Actually, the review has been completed and the merger approved by a vote of 3-2 Oct. 16. The Republicans voted early and the Democrats eventually weighed in with their dissents. So while Oct. 16 was the official approval, the deal even then already had garnered the three votes it needed to pass.
Related: Petition Filed to Delay T-Mobile-Sprint Decision
But in regulation, as in sports, it ain't over 'til its over.
The FCC has yet to release the item, to which the merger review clock is tied. Some redactions were needed (to protect competitively sensitive info, for example) and commissioners are given some time after a vote to craft their official statements. Then the chairman gets some time to craft a response, if he chooses, before the vote is official.

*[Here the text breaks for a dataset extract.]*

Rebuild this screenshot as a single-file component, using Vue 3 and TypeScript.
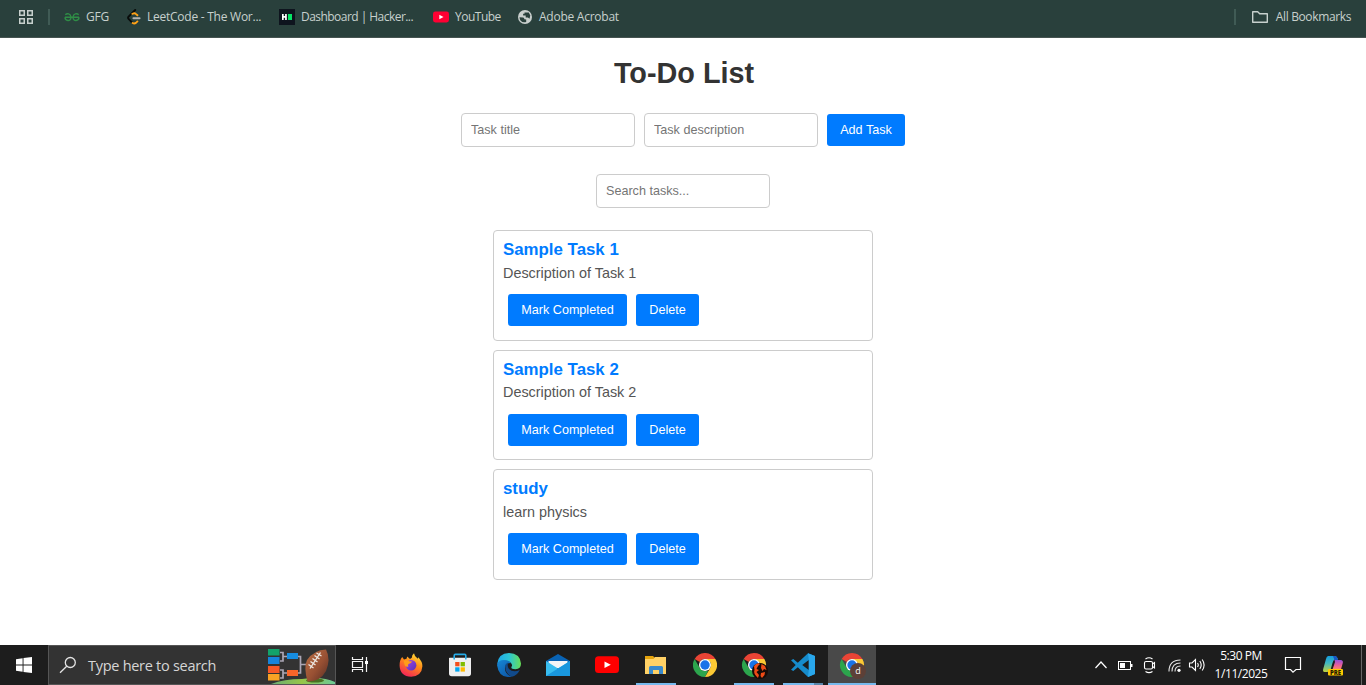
<script setup lang="ts">
import { ref, computed } from 'vue'

interface Task {
  id: number
  title: string
  description: string
  completed: boolean
}

const tasks = ref<Task[]>([
  { id: 1, title: 'Sample Task 1', description: 'Description of Task 1', completed: false },
  { id: 2, title: 'Sample Task 2', description: 'Description of Task 2', completed: false },
  { id: 3, title: 'study', description: 'learn physics', completed: false },
])

const title = ref('')
const description = ref('')
const search = ref('')

const visibleTasks = computed(() =>
  tasks.value.filter((t) => t.title.toLowerCase().includes(search.value.toLowerCase())),
)

function addTask(): void {
  if (!title.value) return
  tasks.value.push({ id: Date.now(), title: title.value, description: description.value, completed: false })
  title.value = ''
  description.value = ''
}

function toggle(task: Task): void {
  task.completed = !task.completed
}

function remove(id: number): void {
  tasks.value = tasks.value.filter((t) => t.id !== id)
}
</script>

<template>
  <div class="screen">
    <header class="bookmarks">
      <svg class="apps" width="16" height="16" viewBox="0 0 16 16" fill="none" stroke="#c7d0cd" stroke-width="1.5">
        <rect x="1.75" y="1.75" width="4.5" height="4.5" /><rect x="9.75" y="1.75" width="4.5" height="4.5" />
        <rect x="1.75" y="9.75" width="4.5" height="4.5" /><rect x="9.75" y="9.75" width="4.5" height="4.5" />
      </svg>
      <i class="divider"></i>
      <div class="bookmark gfg">
        <svg width="16" height="16" viewBox="0 0 16 16" fill="none" stroke="#2f8d46" stroke-width="1.4">
          <path d="M1 8.3H15M1.3 5.7C3 4 6.6 4.4 6.9 7.7C7.2 10.6 5.5 11.6 3.9 11.5C2 11.4 1 10 1 8.3M14.7 5.7C13 4 9.4 4.4 9.1 7.7C8.8 10.6 10.5 11.6 12.1 11.5C14 11.4 15 10 15 8.3" />
        </svg>
        <span>GFG</span>
      </div>
      <div class="bookmark leet">
        <svg width="16" height="16" viewBox="0 0 16 16" fill="none" stroke-linecap="round" stroke-width="1.9">
          <path d="M9.2 1L2.6 7.6Q1.6 8.7 2.6 9.9L5.7 13.2" stroke="#080b0a" />
          <path d="M6.4 4.8L7.6 4.3Q8.8 3.9 9.8 4.9L11.4 6.3M6.6 14Q8.4 15.2 10 13.8L11.4 12.4" stroke="#ffa116" />
          <path d="M7.4 9.2H13.6" stroke="#b3b3b3" />
        </svg>
        <span>LeetCode - The Wor...</span>
      </div>
      <div class="bookmark hacker">
        <svg width="16" height="16" viewBox="0 0 16 16">
          <rect width="16" height="16" fill="#0e141e" />
          <path d="M3 5H4.7V7H6.1V5H7.8V11H6.1V8.8H4.7V11H3Z" fill="#fff" />
          <rect x="9" y="5" width="4" height="6" fill="#05e565" />
        </svg>
        <span>Dashboard | Hacker...</span>
      </div>
      <div class="bookmark tube">
        <svg width="16" height="16" viewBox="0 0 16 16">
          <rect y="2.5" width="16" height="11" rx="2.4" fill="#ff0033" /><path d="M6.3 5.8L10.5 8L6.3 10.2Z" fill="#fff" />
        </svg>
        <span>YouTube</span>
      </div>
      <div class="bookmark adobe">
        <svg width="16" height="16" viewBox="0 0 16 16">
          <circle cx="8" cy="8" r="7" fill="#c8cfcd" />
          <path d="M2.5 8.2L6.1 8.5Q7.3 8.8 7.4 10.2L9.2 10.6V12.9Q6 14.2 3.7 11.8Q2.6 10.3 2.5 8.2M7.5 3.6H11.8L13.3 6.6L12.5 9.8L10.9 8.4H8.7V6.6H6.1V4.8H7.5Z" fill="#29403c" />
        </svg>
        <span>Adobe Acrobat</span>
      </div>
      <div class="all-bookmarks">
        <i class="divider"></i>
        <svg width="18" height="16" viewBox="0 0 18 16" fill="none" stroke="#c7d0cd" stroke-width="1.4" stroke-linejoin="round">
          <path d="M1.7 2.7H6.7L8.7 4.7H16.3V13.3H1.7Z" />
        </svg>
        <span>All Bookmarks</span>
      </div>
    </header>

    <main class="page">
      <h1>To-Do List</h1>
      <form class="add-form" @submit.prevent="addTask">
        <input v-model="title" type="text" placeholder="Task title" />
        <input v-model="description" type="text" placeholder="Task description" />
        <button type="submit">Add Task</button>
      </form>
      <input v-model="search" class="search" type="text" placeholder="Search tasks..." />
      <ul class="tasks">
        <li v-for="task in visibleTasks" :key="task.id" :class="{ done: task.completed }">
          <h3>{{ task.title }}</h3>
          <p>{{ task.description }}</p>
          <div class="actions">
            <button class="complete" @click="toggle(task)">Mark Completed</button>
            <button class="delete" @click="remove(task.id)">Delete</button>
          </div>
        </li>
      </ul>
    </main>

    <footer class="taskbar">
      <div class="start">
        <svg width="16" height="16" viewBox="0 0 16 16" fill="#fff">
          <path d="M0 2.2L6.6 1.2V7.5H0ZM7.5 1.1L16 0V7.5H7.5ZM0 8.5H6.6V14.8L0 13.8ZM7.5 8.5H16V16L7.5 14.9Z" />
        </svg>
      </div>
      <div class="taskbar-search">
        <svg class="lens" width="18" height="18" viewBox="0 0 18 18" fill="none" stroke="#e4e4e4" stroke-width="1.3">
          <circle cx="11.3" cy="6.5" r="5" /><path d="M7.7 10.2L1 16.8" />
        </svg>
        <span>Type here to search</span>
        <svg class="game" width="72" height="38" viewBox="0 0 72 38">
          <defs>
            <linearGradient id="ball" x1="0" y1="0" x2="1" y2="1">
              <stop offset="0" stop-color="#bb7046" /><stop offset=".55" stop-color="#985033" /><stop offset="1" stop-color="#552d23" />
            </linearGradient>
            <linearGradient id="hill"><stop offset="0" stop-color="#69ac77" /><stop offset=".48" stop-color="#96c548" /><stop offset="1" stop-color="#6cc995" /></linearGradient>
          </defs>
          <path d="M5 38Q18 33 36 33Q56 30 69 36V38Z" fill="url(#hill)" />
          <path d="M14 6.5H17V15H14M17 10.5H21M14 24H17V32H14M17 27H21M32 10.5H34.5V27H32M34.5 18.5H40" fill="none" stroke="#aba6b5" stroke-width="1.7" />
          <rect x="2" y="3" width="11.5" height="6.5" fill="#13a36a" /><rect x="2" y="11" width="11.5" height="7" fill="#1684dc" />
          <rect x="21" y="7" width="11" height="6" fill="#168cdf" /><rect x="2" y="20" width="11.5" height="7" fill="#f75827" />
          <rect x="2" y="28" width="11.5" height="6.5" fill="#f9a224" /><rect x="21" y="24" width="11" height="6" fill="#f86529" />
          <ellipse cx="49" cy="34.5" rx="9" ry="2" fill="#496f22" />
          <path d="M60 3.5Q48 4 41 14Q37.5 21 41.5 35.5Q54 36 60 25Q65 13 60 3.5Z" fill="url(#ball)" />
          <path d="M44 22.5L54.5 6.5M42.5 18.5L47.5 22M44.5 15.5L49.5 19M46.5 12.5L51.5 16M48.5 9.5L53.5 13M50.5 7L55.5 10" stroke="#eee9e4" stroke-width="1.3" />
        </svg>
      </div>
      <div class="task-view">
        <svg width="18" height="18" viewBox="0 0 18 18" fill="none" stroke="#f2f2f2" stroke-width="1.2">
          <path d="M1.5 1V3.5H11.5V1M1.5 16V13.5H11.5V16M1.5 5.5H11.5V11.5H1.5ZM15.5 1V16" /><rect x="14" y="5" width="3" height="3" fill="#fff" stroke="none" />
        </svg>
      </div>

      <nav class="apps-list">
        <div class="app">
          <svg width="24" height="24" viewBox="0 0 24 24">
            <defs>
              <linearGradient id="fox" x1=".8" y1="0" x2=".3" y2="1"><stop offset="0" stop-color="#ffe43b" /><stop offset=".45" stop-color="#ff8a18" /><stop offset="1" stop-color="#f42259" /></linearGradient>
              <linearGradient id="globe" x1="0" y1="0" x2="1" y2="1"><stop offset="0" stop-color="#a144ef" /><stop offset="1" stop-color="#5531b5" /></linearGradient>
            </defs>
            <path d="M3.2 4L5 6.6L7.5 5.7L8.2 3.6L11 6L12.8 4.8Q12.8 2 15 .3Q15.3 3.4 18.8 5.8L19.2 4.3Q23.5 8.7 23.4 13.2Q22.8 23 12.2 23.7Q1 23.2.6 12.7Q.4 7.4 3.2 4Z" fill="url(#fox)" />
            <circle cx="12.1" cy="12.2" r="5.3" fill="url(#globe)" />
            <path d="M4.6 7.6Q7.1 6.6 10.2 8.2L13.2 8.4Q12.3 10.2 9.5 11Q8.3 12.1 9.5 13.5Q6.4 14.3 5.6 12Z" fill="#ff9d19" />
          </svg>
        </div>
        <div class="app">
          <svg width="24" height="24" viewBox="0 0 24 24">
            <path d="M1 5.6Q.7 4.8 1.8 4.8H22.2Q23.3 4.8 23 5.6V20.5Q23 23.2 20.2 23.2H3.8Q1 23.2 1 20.5Z" fill="#eeeeef" />
            <path d="M6.2 6.6V2.5Q6.2 1.4 7.4 1.4H16.6Q17.8 1.4 17.8 2.5V6.6" fill="none" stroke="#26aae5" stroke-width="1.6" />
            <rect x="7.2" y="9" width="4.3" height="4.3" fill="#f34f1c" /><rect x="12.6" y="9" width="4.3" height="4.3" fill="#7fbc00" />
            <rect x="7.2" y="14.3" width="4.3" height="4.3" fill="#01a6f0" /><rect x="12.6" y="14.3" width="4.3" height="4.3" fill="#ffba01" />
          </svg>
        </div>
        <div class="app">
          <svg width="24" height="24" viewBox="0 0 24 24">
            <defs>
              <linearGradient id="edge1"><stop offset="0" stop-color="#1fa8e8" /><stop offset=".5" stop-color="#2cc5d4" /><stop offset="1" stop-color="#67df55" /></linearGradient>
              <linearGradient id="edge2" x1="0" y1="0" x2=".7" y2="1"><stop offset="0" stop-color="#1688d6" /><stop offset="1" stop-color="#0e5aa9" /></linearGradient>
            </defs>
            <path d="M.2 11Q1.2.3 12 0Q23 .3 24 10.5Q24 16 18.4 16.3Q13.5 16.2 14.5 13.8Q16 11.8 13.6 9.5Q8 5.4.2 11Z" fill="url(#edge1)" />
            <path d="M0 12Q1 7 7 7Q12 7 14.2 10.2Q8.8 9.5 8 14.8Q7.5 21 14.7 23.7Q2 26 0 12Z" fill="url(#edge2)" />
            <path d="M8.2 14Q7.7 10.7 11.3 9.5Q9.8 13 12 16Q16.2 20 22.8 17Q20 22.8 14.7 23.7Q8.5 20.5 8.2 14Z" fill="#114a8b" />
          </svg>
        </div>
        <div class="app">
          <svg width="24" height="24" viewBox="0 0 24 24">
            <path d="M0 8L12 1L24 8V14H0Z" fill="#0963b4" /><path d="M2.5 8H21.5V15H2.5Z" fill="#f4f5f6" />
            <path d="M0 8L12 15.4L24 8V23H0Z" fill="#39bdef" /><path d="M0 23L24 8V23Z" fill="#1997dd" />
          </svg>
        </div>
        <div class="app">
          <svg width="24" height="24" viewBox="0 0 24 24"><rect y="3.3" width="24" height="16.8" rx="3.5" fill="#ff0000" /><path d="M9.5 8.6L15.8 11.8L9.5 15Z" fill="#fff" /></svg>
        </div>
        <div class="app open">
          <svg width="24" height="24" viewBox="0 0 24 24"><path d="M1 3H9L11 5V9H1Z" fill="#e5a30d" /><path d="M1 6H9.5L11 4H22V21H1Z" fill="#ffd166" /><path d="M5 21V14.5Q5 13 6.5 13H17.5Q19 13 19 14.5V21H15V17H9V21Z" fill="#3989cc" /></svg>
        </div>
        <div class="app">
          <svg width="24" height="24" viewBox="0 0 48 48"><path d="M3.2 12A24 24 0 0 1 44.8 12H24Q16 12 13.6 18Z" fill="#e94435" /><path d="M3.2 12L13.6 30Q17 36 24 36H30L24 48A24 24 0 0 1 3.2 12Z" fill="#2ca54d" /><path d="M44.8 12A24 24 0 0 1 24 48L34.4 30Q38 23 34.4 18L24 12Z" fill="#fcc934" /><circle cx="24" cy="24" r="12" fill="#fff" /><circle cx="24" cy="24" r="9.4" fill="#1a73e8" /></svg>
        </div>
        <div class="app open">
          <svg width="28" height="28" viewBox="0 0 28 28">
            <g transform="translate(2 2) scale(.5)"><path d="M3.2 12A24 24 0 0 1 44.8 12H24Q16 12 13.6 18Z" fill="#e94435" /><path d="M3.2 12L13.6 30Q17 36 24 36H30L24 48A24 24 0 0 1 3.2 12Z" fill="#2ca54d" /><path d="M44.8 12A24 24 0 0 1 24 48L34.4 30Q38 23 34.4 18L24 12Z" fill="#fcc934" /><circle cx="24" cy="24" r="12" fill="#fff" /><circle cx="24" cy="24" r="9.4" fill="#1a73e8" /></g>
            <circle cx="20" cy="20" r="8" fill="#160b07" /><path d="M14 15Q17 11 20 13L18 15L16.5 18L19 19L16.5 21L19 24L18 27Q13 23 14.5 19ZM21.5 13L25 15L26.5 19L24 18L22.5 20L21 17ZM21 22L25 21L24.5 24L22 27L20.5 25Z" fill="#ef4b16" />
          </svg>
        </div>
        <div class="app open grouped">
          <svg width="24" height="24" viewBox="0 0 24 24"><path d="M17 .2L24 3V21L17 24L6.8 14.3L2.3 18L0 16.8L4.7 12L0 7.2L2.3 6L6.8 9.7ZM17.8 7L11.2 12L17.8 17Z" fill="#168bcb" /><path d="M17 .2L24 3V21L17 24L17.8 17V7Z" fill="#29a7ec" /></svg>
        </div>
        <div class="app open active">
          <svg width="28" height="28" viewBox="0 0 28 28">
            <g transform="translate(2 2) scale(.5)"><path d="M3.2 12A24 24 0 0 1 44.8 12H24Q16 12 13.6 18Z" fill="#e94435" /><path d="M3.2 12L13.6 30Q17 36 24 36H30L24 48A24 24 0 0 1 3.2 12Z" fill="#2ca54d" /><path d="M44.8 12A24 24 0 0 1 24 48L34.4 30Q38 23 34.4 18L24 12Z" fill="#fcc934" /><circle cx="24" cy="24" r="12" fill="#fff" /><circle cx="24" cy="24" r="9.4" fill="#1a73e8" /></g>
            <circle cx="20" cy="20" r="8" fill="#5d4037" /><text x="20" y="23.2" text-anchor="middle" font-family="Open Sans, sans-serif" font-size="9" fill="#fff">d</text>
          </svg>
        </div>
      </nav>

      <div class="tray">
        <svg class="chevron" width="14" height="40" viewBox="0 0 14 40" fill="none" stroke="#fff" stroke-width="1.2"><path d="M1.5 23L7 17L12.5 23" /></svg>
        <svg class="battery" width="16" height="40" viewBox="0 0 16 40"><rect x=".5" y="16.5" width="12" height="8" fill="none" stroke="#fff" /><path d="M13 19H14.5V22H13ZM2 18H7V23H2Z" fill="#fff" /></svg>
        <svg width="16" height="40" viewBox="0 0 16 40" fill="none" stroke="#fff" stroke-width="1.1"><rect x="2.5" y="16.5" width="8" height="7.5" rx="1.5" /><path d="M10.5 19L12.5 17.5V23L10.5 21.5M3.5 14Q7 11.4 10.5 14M3.5 26.5Q7 28.7 10.5 26.5" /></svg>
        <svg class="wifi" width="16" height="40" viewBox="0 0 16 40" fill="none" stroke="#e4e4e4" stroke-width="1.1"><path d="M2 26.5Q2 15 13.5 15M5 26.5Q5 18 13.5 18M8 26.5Q8 21 13.5 21" /><circle cx="12" cy="25.3" r="1.6" fill="#fff" stroke="none" /></svg>
        <svg class="volume" width="18" height="40" viewBox="0 0 18 40" fill="none" stroke="#fff" stroke-width="1.1"><path d="M1.5 18H4L7.5 14.5V25.5L4 22H1.5ZM9.5 18Q11 20 9.5 22M11.8 16Q14.6 20 11.8 24M14.2 14.5Q18 20 14.2 25.5" /></svg>
        <div class="clock"><span class="time">5:30 PM</span><span class="date">1/11/2025</span></div>
        <svg width="18" height="40" viewBox="0 0 18 40" fill="none" stroke="#fff" stroke-width="1.2"><path d="M1.5 12.5H16.5V24.5H12L9 27.2L6.5 24.5H1.5Z" /></svg>
        <svg class="copilot" width="22" height="40" viewBox="0 0 22 40">
          <defs><linearGradient id="copA" x1="0" y1="0" x2="0" y2="1"><stop offset="0" stop-color="#159ddd" /><stop offset=".45" stop-color="#42b8bf" /><stop offset="1" stop-color="#c3d33a" /></linearGradient><linearGradient id="copB" x1="0" y1="0" x2="0" y2="1"><stop offset="0" stop-color="#9752dc" /><stop offset=".5" stop-color="#ed6095" /><stop offset="1" stop-color="#ff9d50" /></linearGradient></defs>
          <path d="M6 11H13Q15 11 16 14.5H12.5Q11.3 15 10.5 18L8.5 25Q8 27 5 27H2.5Q.5 27 1.2 24L4 14Q4.5 11.3 6 11Z" fill="url(#copA)" />
          <path d="M12.5 15H18.5Q21.5 15.3 20.8 18L18.5 26H10L13 17Z" fill="url(#copB)" /><path d="M11 11H13Q15 11 16 15H12.5Z" fill="#1956c5" />
          <rect x="6" y="24" width="15" height="6.5" rx="1" fill="#ffc800" /><text x="13.5" y="29.5" text-anchor="middle" font-family="Open Sans, sans-serif" font-weight="800" font-size="6" fill="#261b00">PRE</text>
        </svg>
        <i class="desktop-edge"></i>
      </div>
    </footer>
  </div>
</template>

<style>
body { margin: 0; overflow: hidden; }
</style>

<style scoped>
* { box-sizing: border-box; }
svg { display: block; flex: none; }
.screen { width: 1366px; height: 685px; display: flex; flex-direction: column; background: #fff; font-family: "Liberation Sans", Arial, sans-serif; }
.bookmarks { height: 38px; flex: none; display: flex; align-items: flex-start; padding: 9px 15px 0 18px; background: #29403c; border-bottom: 1px solid #465451; color: #c7d0cd; font: 12px/16px "Open Sans", sans-serif; white-space: nowrap; }
.divider { width: 2px; height: 16px; background: #405b55; }
.apps + .divider { margin: 0 14px; }
.bookmark { display: flex; gap: 6px; }
.gfg { width: 62px; } .leet { width: 153px; } .hacker { width: 154px; } .tube { width: 84px; }
.bookmark span { letter-spacing: -.25px; }
.bookmark.leet { gap: 5px; }
.bookmark.hacker span { letter-spacing: -.54px; }
.bookmark.tube span { letter-spacing: -.5px; }
.all-bookmarks { margin-left: auto; display: flex; }
.all-bookmarks span { letter-spacing: -.37px; }
.all-bookmarks svg { margin: 0 7px 0 15px; }
.page { flex: 1; display: flex; flex-direction: column; align-items: center; }
h1 { margin: 19px 0 23px; color: #333; font-size: 28.8px; line-height: 33px; padding-left: 2px; }
input { width: 174px; height: 34px; padding: 0 9px 1px; border: 1px solid #ccc; border-radius: 4px; font: 12.6px "Liberation Sans", Arial, sans-serif; color: #333; background: #fff; outline: none; }
input::placeholder { color: #757575; opacity: 1; }
.add-form { display: flex; gap: 9px; align-items: center; }
button { height: 32px; padding: 0; border: 0; border-radius: 3px; background: #007bff; color: #fff; font: 12.6px "Liberation Sans", Arial, sans-serif; }
.add-form button { width: 78px; }
.search { margin-top: 27px; }
.tasks { list-style: none; margin: 22px 0 0; padding: 0; width: 380px; display: flex; flex-direction: column; gap: 9px; }
li { height: 110.5px; border: 1px solid #ccc; border-radius: 4px; padding: 9px; }
h3 { margin: 0; color: #007bff; font-size: 16.85px; line-height: 20px; }
p { margin: 3.8px 0 0; color: #555; font-size: 14.4px; line-height: 18px; }
.actions { margin: 12.4px 0 0 5px; display: flex; gap: 9px; }
.complete { width: 119px; } .delete { width: 63px; }
.done h3 { text-decoration: line-through; }
.taskbar { height: 40px; flex: none; display: flex; background: #1d1d1d; color: #fff; font-family: "Open Sans", sans-serif; }
.start { width: 48px; display: flex; align-items: center; justify-content: center; }
.taskbar-search { width: 288px; display: flex; align-items: center; border: 1px solid #555; background: #333; color: #d6d6d6; font-size: 14.5px; letter-spacing: -.28px; white-space: nowrap; }
.lens { margin: 0 11px 0 10px; }
.game { margin-left: auto; margin-right: -3px; }
.task-view { width: 48px; display: flex; align-items: center; justify-content: center; }
.apps-list { display: flex; gap: 1px; margin-left: 3px; }
.app { width: 48px; display: flex; align-items: center; justify-content: center; }
.app.open { background: linear-gradient(#76b9ed, #76b9ed) 4px 38px / 40px 2px no-repeat; }
.app.grouped { background: linear-gradient(90deg, #76b9ed 31px, #5a86aa 31px) 4px 38px / 40px 2px no-repeat; }
.app.active { background: linear-gradient(#76b9ed, #76b9ed) 0 38px / 48px 2px no-repeat #494949; }
.tray { margin-left: auto; display: flex; }
.tray > svg { margin-right: 9px; }
.tray > .chevron { margin-right: 10px; }
.tray > .battery { margin-right: 8px; }
.tray > .wifi { margin-right: 5px; }
.tray > .volume { margin-right: 3px; }
.clock { width: 64px; display: flex; flex-direction: column; align-items: center; padding-top: 2px; margin: 0 11px 0 0; font-size: 12px; line-height: 18px; white-space: nowrap; }
.time { letter-spacing: -.45px; }
.date { letter-spacing: -.45px; }
.tray > .copilot { margin: 0 17px 0 11px; }
.desktop-edge { width: 5px; border-left: 1px solid #666; }
</style>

A source said the item should be released soon, while an FCC official said that when that happens, the clock will be "retroactively stopped to the day the vote was final [Oct. 16]." Which the official said is consistent with past practice.
The deal, which was filed with regulators almost a year ago, still won't close, even though the Justice Department has already reached an agreement that resolves its antitrust issues with the merger. A bunch of states have challenged the Justice Department's settlement with the companies and T-Mobile has pledged not to close the deal until "six days" after that court case is resolved.
So, although the FCC has completed its review of the merger, the merger review clock continues to tick on. And, although both the FCC and Justice have said they are OK with the deal closing, it won't be closing anytime soon. The trial in the state challenge does not even begin until Dec. 9.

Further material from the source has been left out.